Finally, that July when 500 armed men set a western Pennsylvania tax collector’s home fire, George Washington decided it was time to act. He sent negotiators to see if they could negotiate a solution. But he didn’t dither to see whether negotiations would work. Simultaneously, he requested militia from the states and then personally led the 13,000-strong army to face the troublemakers. T

The negotiations failed, but with the prospect of facing an overwhelming force led by the Commander in Chief, the “rebels” faded away before Washington even arrived. There was no confrontation, and when all was said and done, four rebels died, and there were two casualties among civilians.

Some of the leaders were roused from their beds in the middle of the night, marched barefoot through the mud and the rain, and held in animal pens on their way back to Philadelphia. Then, “The captured rebels were paraded down Broad Street being ‘humiliated, bedraggled, [and] half-starved...” Eventually, 150 men were arrested, 20 were tried, and two were convicted and sentenced to death, but given that one was charged with simple battery and the other with theft, Washington eventually pardoned both.

The newly formed federal government had shown that it had both the means and the will to enforce federal law and hold those responsible accountable. Washington’s focus on assuring a robust response on issues involving a clearly defined federal power set a precedent that survives to this day. In principle, that is. In practice, at least as it comes to immigration, not so much.

Donald Trump should look to the precedent that George Washington set and act accordingly. Washington utilized state militias to quell the violence. He not only had the people directly involved in the violence arrested, but he also had others who facilitated it arrested as well. Although Washington did not have to use his 13,000 troops in actual combat, the fact that he had them and demonstrated his willingness to use them was sufficient to end the insurrection.

Trump should do exactly the same thing. When local authorities won’t or can’t stop the violence, Trump should immediately deploy the National Guard. In addition, he should put rioters on notice that the soldiers are not there to exchange pleasantries. For this he could and should use the words of Sheriff Wayne Ivey of Brevard County, Florida: “If you throw a brick, firebomb or point a gun at one of our deputies, we will be notifying your family where to collect your remains at, because we will kill you, graveyard dead.” Trump should be unambiguously clear that violence towards law enforcement, citizens, and property will not be tolerated.

At the same time, like Washington, Trump should identify the people who are behind the violence.

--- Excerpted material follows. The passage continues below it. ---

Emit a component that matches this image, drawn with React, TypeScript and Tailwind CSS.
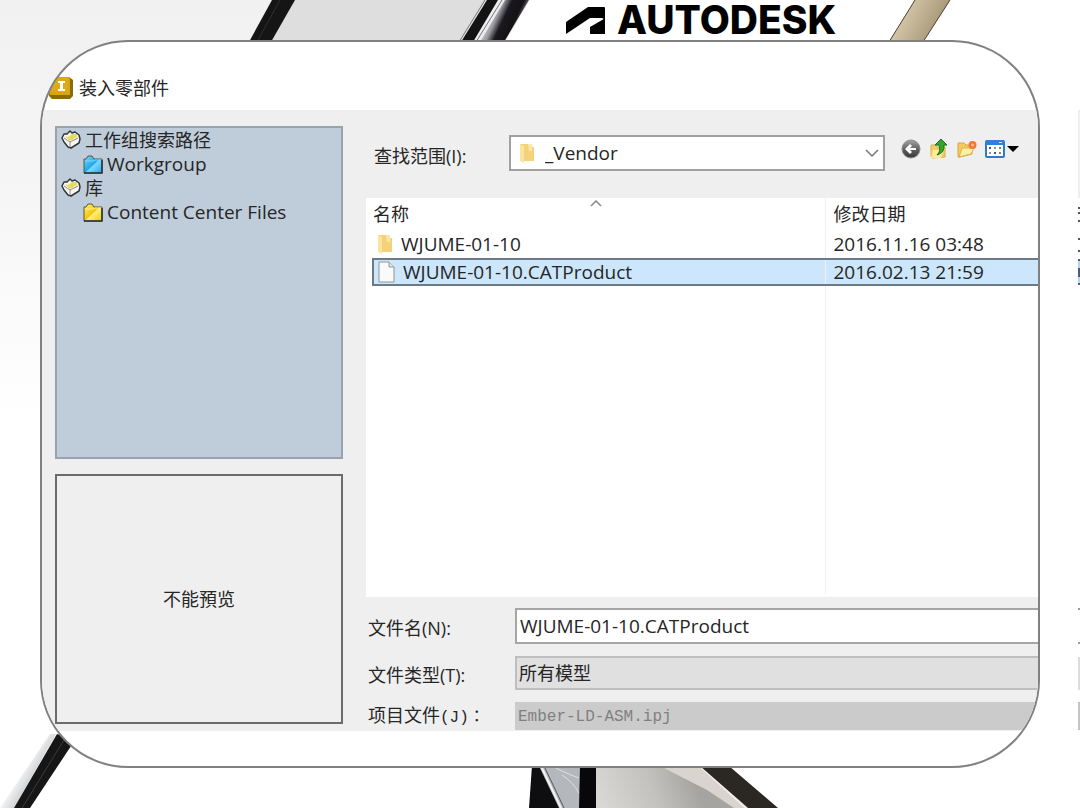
import type { ReactNode } from "react";

const files = [
  { name: "WJUME-01-10", date: "2016.11.16 03:48", kind: "folder", selected: false },
  { name: "WJUME-01-10.CATProduct", date: "2016.02.13 21:59", kind: "file", selected: true },
];

function Backdrop() {
  return (
    <svg
      aria-hidden
      className="absolute inset-0 -z-10 h-full w-full"
      viewBox="0 0 1080 808"
      preserveAspectRatio="none"
    >
      <defs>
        <linearGradient id="wall" x1="0" y1="0" x2="0" y2="1">
          <stop offset="0" stopColor="#f1f1f1" />
          <stop offset="0.4" stopColor="#f5f5f5" />
          <stop offset="1" stopColor="#ffffff" />
        </linearGradient>
        <linearGradient id="tube" gradientUnits="userSpaceOnUse" x1="484" y1="15" x2="516" y2="30">
          <stop offset="0" stopColor="#f4f4f6" />
          <stop offset="0.35" stopColor="#9b9ba3" />
          <stop offset="0.55" stopColor="#1b181d" />
          <stop offset="0.85" stopColor="#151216" />
          <stop offset="1" stopColor="#6e6a70" />
        </linearGradient>
        <linearGradient id="brass" gradientUnits="userSpaceOnUse" x1="900" y1="12" x2="935" y2="30">
          <stop offset="0" stopColor="#d8cbab" />
          <stop offset="1" stopColor="#a8997a" />
        </linearGradient>
        <linearGradient id="steel" gradientUnits="userSpaceOnUse" x1="596" y1="808" x2="690" y2="770">
          <stop offset="0" stopColor="#dcdad6" />
          <stop offset="0.6" stopColor="#c3c1bd" />
          <stop offset="1" stopColor="#a6a4a1" />
        </linearGradient>
        <linearGradient id="shade" gradientUnits="userSpaceOnUse" x1="24" y1="760" x2="42" y2="771">
          <stop offset="0" stopColor="#ffffff" />
          <stop offset="1" stopColor="#c4c6c8" />
        </linearGradient>
      </defs>
      <rect width="1080" height="808" fill="#fff" />
      <rect width="300" height="420" fill="url(#wall)" />
      <path d="M295 0H490L462 42H270Z" fill="#dedede" />
      <path d="M272 0H295L271 42H249Z" fill="#151515" />
      <path d="M280 0L257 42" stroke="#303030" strokeWidth="1" />
      <path d="M488 0H530L505 42H462Z" fill="#ededf0" />
      <path d="M487 0H498L473 42H461Z" fill="#131313" />
      <path d="M485 0L459 42M502 0L476 42" stroke="#777" strokeWidth="1" />
      <path d="M505 0H529L504 42H480Z" fill="url(#tube)" />
      <path d="M915 0H950L923 42H889Z" fill="url(#brass)" />
      <path d="M915 0L889 42M950 0L923 42" stroke="#47402f" strokeWidth="1" />
      <path d="M56 734L14 808H0L50 734Z" fill="url(#shade)" />
      <path d="M57 734L75 740L30 808H14Z" fill="#161616" />
      <path d="M64 740L22 808" stroke="#3c3c3c" strokeWidth="1" />

      <path d="M532 766H580V808H530Z" fill="#b4b7bb" />
      <path d="M532 766H539L559 808H529Z" fill="#0e0e10" />
      <path d="M541 766L561 808" stroke="#f3f3f3" strokeWidth="2" />
      <path d="M544 766L564 808" stroke="#55575b" strokeWidth="1" />
      <path d="M556 768Q570 775 579 778M562 775Q573 782 579 793" fill="none" stroke="#dfe1e3" strokeWidth="1" />
      <path d="M580 766H596V808H579Z" fill="#08080a" />
      <path d="M596 766H700L747 808H596Z" fill="url(#steel)" />
      <path d="M660 766H700L748 808H734L707 790Z" fill="#d9d4cd" />
      <path d="M702 768L746 808" stroke="#f3efe9" strokeWidth="2" />
      <path d="M700 766H729L778 808H748Z" fill="#2b2823" />

      <path d="M1078 110H1080V198H1078Z" fill="#efefef" />
      <path d="M1078 207H1080V209H1078ZM1078 212H1080V214H1078ZM1078 220H1080V222H1078ZM1078 238H1080V240H1078ZM1078 250H1080V252H1078Z" fill="#555" />
      <path d="M1078 259H1080V285H1078Z" fill="#b9d3ea" />
      <path d="M1078 259H1080V261H1078ZM1078 268H1080V277H1078ZM1078 283H1080V285H1078Z" fill="#515a78" />
      <path d="M1078 608H1080V610H1078ZM1078 642H1080V644H1078Z" fill="#999" />
      <path d="M1078 657H1080V690H1078Z" fill="#dcdcdc" />
      <path d="M1078 702H1080V730H1078Z" fill="#c4c4c4" />
    </svg>
  );
}

function AutodeskLogo() {
  return (
    <div className="flex items-center gap-3">
      <svg aria-hidden viewBox="0 0 40 28" className="h-7 w-10">
        <path d="M1 28V16L23 1H39Q40 1 40 2V28H25V21L38 13.500Q39 12 37 12H25Z" fill="#000" />
      </svg>
      <span className="font-[Inter,'Liberation_Sans',sans-serif] text-[39px] leading-10 font-extrabold text-black">
        AUTODESK
      </span>
    </div>
  );
}

function AppIcon() {
  return (
    <svg aria-hidden viewBox="0 0 24 22" className="h-[22px] w-6 shrink-0">
      <path d="M3 0H20L24 3V19L21 22H3L0 19V16Z" fill="#8b6a0a" />
      <path d="M3 0H20L21 2V18H1V14Z" fill="#d9a40f" />
      <path d="M4 1H19V15H3Z" fill="#deab18" />
      <path d="M9 4H16V6H14V12H16V14H9V12H11V6H9Z" fill="#fff" />
    </svg>
  );
}

function BookIcon() {
  return (
    <svg aria-hidden viewBox="0 0 20 20" className="h-5 w-5 shrink-0">
      <path
        d="M1 8L3 4L6 4L9 1L11 3L14 2L18 5L19 9L18 13L10 18L7 17L3 12Z"
        fill="#f8f7f2"
        stroke="#34363a"
        strokeWidth="1.500"
        strokeLinejoin="round"
      />
      <path d="M4 6L7 7L11 4L16 4L16 7L9 11Z" fill="#e3de62" />
      <path d="M3 8L9 12L17 8M9 12V17" fill="none" stroke="#8d8e86" strokeWidth="1" />
    </svg>
  );
}

function TreeFolder({ id, from, to }: { id: string; from: string; to: string }) {
  return (
    <svg aria-hidden viewBox="0 0 20 19" className="h-[19px] w-5 shrink-0">
      <defs>
        <linearGradient id={id} x1="0" y1="0" x2="1" y2="1">
          <stop offset="0" stopColor={from} />
          <stop offset="0.5" stopColor={to} />
          <stop offset="0.55" stopColor={from} />
          <stop offset="1" stopColor={to} />
        </linearGradient>
      </defs>
      <path d="M1 4H3L5 1H9L11 4H19V18H1Z" fill={`url(#${id})`} stroke="#5a5634" strokeWidth="1" />
      <path d="M2 6H10L12 5H18" fill="none" stroke={from} strokeWidth="1" />
      <path d="M1 18H19V5" fill="none" stroke="#253238" strokeWidth="1.500" />
    </svg>
  );
}

function FolderIcon({ className = "" }: { className?: string }) {
  return (
    <svg aria-hidden viewBox="0 0 16 20" className={`h-5 w-4 shrink-0 ${className}`}>
      <path d="M1 1H13V4H15V18H1Z" fill="#f5d277" />
      <path d="M1 1L5 3V20L1 18Z" fill="#fbe3a0" />
      <path d="M9 1H13V8H10Z" fill="#fae7ae" />
    </svg>
  );
}

function FileIcon() {
  return (
    <svg aria-hidden viewBox="0 0 17 22" className="h-[22px] w-[17px] shrink-0">
      <path d="M1 1H11L16 6V21H1Z" fill="#fafafa" stroke="#8e959b" />
      <path d="M11 1V6H16" fill="#e4e6e8" stroke="#8e959b" />
    </svg>
  );
}

function ToolButton({ label, children }: { label: string; children: ReactNode }) {
  return (
    <button type="button" aria-label={label} className="flex h-7 min-w-7 items-center justify-center">
      {children}
    </button>
  );
}

function Toolbar() {
  return (
    <div className="flex shrink-0 self-start">
      <ToolButton label="后退">
        <svg viewBox="0 0 20 20" className="h-5 w-5">
          <defs>
            <linearGradient id="ball" x1="0" y1="0" x2="0" y2="1">
              <stop offset="0" stopColor="#a4a4a4" />
              <stop offset="0.5" stopColor="#636363" />
              <stop offset="1" stopColor="#383838" />
            </linearGradient>
          </defs>
          <circle cx="10" cy="10" r="9" fill="url(#ball)" stroke="#8b8b8b" />
          <path d="M4 10L9 5L11 7L9 9H15V11H9L11 13L9 15Z" fill="#fff" />
        </svg>
      </ToolButton>
      <ToolButton label="向上一级">
        <svg viewBox="0 0 20 20" className="h-5 w-5">
          <path d="M2 6H7L8 8H16V18L3 19L2 17Z" fill="#f0cf67" stroke="#dcae45" />
          <path d="M4 11H14L12 19H2Z" fill="#fbeb9b" />
          <path d="M12 0L18 6H15C15 11 14 14 8 16C11 13 11 10 10 6H6Z" fill="#35a62b" stroke="#187317" />
        </svg>
      </ToolButton>
      <ToolButton label="新建文件夹">
        <svg viewBox="0 0 20 20" className="h-5 w-5">
          <path d="M1 4H7L9 6H15V15L3 18H1Z" fill="#f2cb5c" stroke="#dba63a" />
          <path d="M5 9H17L14 15L2 18Z" fill="#fdf0a6" stroke="#dba63a" strokeWidth="0.8" />
          <circle cx="15.500" cy="6" r="4" fill="#f4763a" />
          <circle cx="15.500" cy="6" r="1.500" fill="#ffc18a" />
        </svg>
      </ToolButton>
      <ToolButton label="查看">
        <svg viewBox="0 0 40 20" className="h-5 w-10">
          <rect x="5" y="2" width="18" height="16" rx="1" fill="#fff" stroke="#2f79cf" strokeWidth="2" />
          <rect x="5" y="1" width="18" height="5" fill="#2f7fdd" />
          <path d="M18 3H21V4H18Z" fill="#d8ecff" />
          <path d="M8 8H10V10H8ZM13 13H15V15H13Z" fill="#38568e" />
          <path d="M13 8H15V10H13ZM8 13H10V15H8Z" fill="#8a93b4" />
          <path d="M18 8H20V10H18Z" fill="#4ba357" />
          <path d="M18 13H20V15H18Z" fill="#c76a5b" />
          <path d="M26 7H38L32 13Z" fill="#000" />
        </svg>
      </ToolButton>
    </div>
  );
}

function LocationTree() {
  return (
    <ul className="h-[333px] border-2 border-[#98a3af] bg-[#bfcddb] pl-1 leading-6">
      <li>
        <div className="flex items-center gap-1">
          <BookIcon />
          工作组搜索路径
        </div>
        <ul className="pl-[22px]">
          <li className="flex items-center gap-1 text-[19px]">
            <TreeFolder id="blue-folder" from="#7fd8ff" to="#1da7ee" />
            Workgroup
          </li>
        </ul>
      </li>
      <li>
        <div className="flex items-center gap-1">
          <BookIcon />
          库
        </div>
        <ul className="pl-[22px]">
          <li className="flex items-center gap-1 text-[19px]">
            <TreeFolder id="yellow-folder" from="#fff27c" to="#f7c40c" />
            Content Center Files
          </li>
        </ul>
      </li>
    </ul>
  );
}

function FileTable() {
  return (
    <div className="relative flex-1 overflow-hidden bg-white pl-1.5">
      <table className="w-full table-fixed border-collapse text-left">
        <thead>
          <tr className="h-8">
            <th className="w-[452px] border-r border-[#edf0f7] font-normal">名称</th>
            <th className="pl-2 font-normal">修改日期</th>
          </tr>
        </thead>
        <tbody className="text-[19px]">
          {files.map((file) => (
            <tr
              key={file.name}
              className={
                file.selected ? "h-[26px] border-y-2 border-l-2 border-[#6c7a86] bg-[#cce6fb]" : "h-[29px]"
              }
            >
              <td className="border-r border-r-[#edf0f7] pl-1 leading-6">
                <div className="flex items-center gap-2">
                  {file.kind === "folder" ? <FolderIcon /> : <FileIcon />}
                  {file.name}
                </div>
              </td>
              <td className="pl-2 leading-6">{file.date}</td>
            </tr>
          ))}
          <tr aria-hidden className="h-[309px]">
            <td className="border-r border-[#edf0f7]" />
            <td />
          </tr>
        </tbody>
      </table>
      <svg aria-hidden viewBox="0 0 12 7" className="absolute top-0.5 left-[224px] h-[7px] w-3">
        <path d="M1 6L6 1L11 6" fill="none" stroke="#888" strokeWidth="1.500" />
      </svg>
    </div>
  );
}

export default function App() {
  return (
    <main className="relative isolate min-h-screen pb-10 font-['Open_Sans','Noto_Sans_CJK_SC',sans-serif] text-[18px] text-[#262626]">
      <Backdrop />
      <header className="flex h-10 items-center pl-[565px]">
        <AutodeskLogo />
      </header>

      <section className="mx-10 overflow-hidden rounded-[88px] border-2 border-[#808080] bg-white pb-[35px]">
        <h1 className="flex h-[68px] items-center gap-1.5 pt-6 pl-[7px]">
          <AppIcon />
          装入零部件
        </h1>

        <div className="flex gap-[23px] bg-[#efefef] pl-[13px]">
          <aside className="flex w-72 shrink-0 flex-col gap-[15px] pt-4 pb-[7px]">
            <LocationTree />
            <div className="flex h-[250px] items-center justify-center border-2 border-[#6b6b6b]">
              不能預览
            </div>
          </aside>

          <form className="flex min-w-0 flex-1 flex-col pt-[25px] pb-[1px]">
            <div className="mb-[27px] flex h-9 items-center pr-[17px]">
              <label htmlFor="folder" className="w-[143px] shrink-0 pt-1.5 pl-2">
                查找范围(I):
              </label>
              <div className="relative min-w-0 flex-1">
                <select
                  id="folder"
                  className="block h-9 w-full appearance-none border-2 border-[#a0a0a0] bg-white pl-[34px] text-[19px]"
                >
                  <option>_Vendor</option>
                </select>
                <FolderIcon className="pointer-events-none absolute top-2 left-2.5" />
                <svg
                  aria-hidden
                  viewBox="0 0 14 9"
                  className="pointer-events-none absolute top-3.5 right-1.5 h-[9px] w-3.5"
                >
                  <path d="M1 1L7 7L13 1" fill="none" stroke="#777" strokeWidth="1.500" />
                </svg>
              </div>
              <div className="w-3 shrink-0" />
              <Toolbar />
            </div>

            <FileTable />

            <div className="mt-[11px] flex items-center">
              <label htmlFor="name" className="w-[149px] shrink-0 pt-1 pl-0.5">
                文件名(N):
              </label>
              <input
                id="name"
                defaultValue="WJUME-01-10.CATProduct"
                className="h-9 min-w-0 flex-1 border-2 border-r-0 border-[#a6a6a6] bg-white pl-[3px] text-[19px]"
              />
            </div>
            <div className="mt-3 flex items-center">
              <label htmlFor="type" className="w-[149px] shrink-0 pt-1 pl-0.5">
                文件类型(T):
              </label>
              <select
                id="type"
                className="h-[34px] min-w-0 flex-1 appearance-none border-2 border-r-0 border-[#bebebe] bg-[#e0e0e0] pl-0.5"
              >
                <option>所有模型</option>
              </select>
            </div>
            <div className="mt-3 flex items-center">
              <label
                htmlFor="project"
                className="w-[149px] shrink-0 pl-0.5 font-['Noto_Sans_CJK_SC',sans-serif] leading-6"
              >
                项目文件
                <span className="font-['Liberation_Mono','Noto_Sans_CJK_TC',monospace] text-base">
                  (J)：
                </span>
              </label>
              <input
                id="project"
                disabled
                defaultValue="Ember-LD-ASM.ipj"
                className="h-7 min-w-0 flex-1 bg-[#cbcbcb] pt-0.5 pl-[3px] font-['Liberation_Mono',monospace] text-base text-[#808080]"
              />
            </div>
          </form>
        </div>
      </section>
    </main>
  );
}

The people paying for the signs. The people paying anarchists to go out and riot. The people paying for bricks and rocks to be conveniently located near hot spots. The people paying for the masks and other riot gear.

Most of those identified won’t actually be individuals. As DataRepublican (small r) has demonstrated, American taxpayers are inadvertently funding much of this via NGOs facilitated by Democrats and the rest of the swamp. These leftist, Communist, anti-American organizations are, under the guise of “charity,” fueling a real insurrection and invasion of the United States.

And Trump should be ruthless. These people, particularly the people behind the scenes, are far more dangerous to America than any external enemy. They have academia, the media, and half the ruling class on their side. This is where the rubber hits the road. They should spend decades in prison and emerge penniless, with whatever assets they have seized to pay for the damage they inflicted on the country. 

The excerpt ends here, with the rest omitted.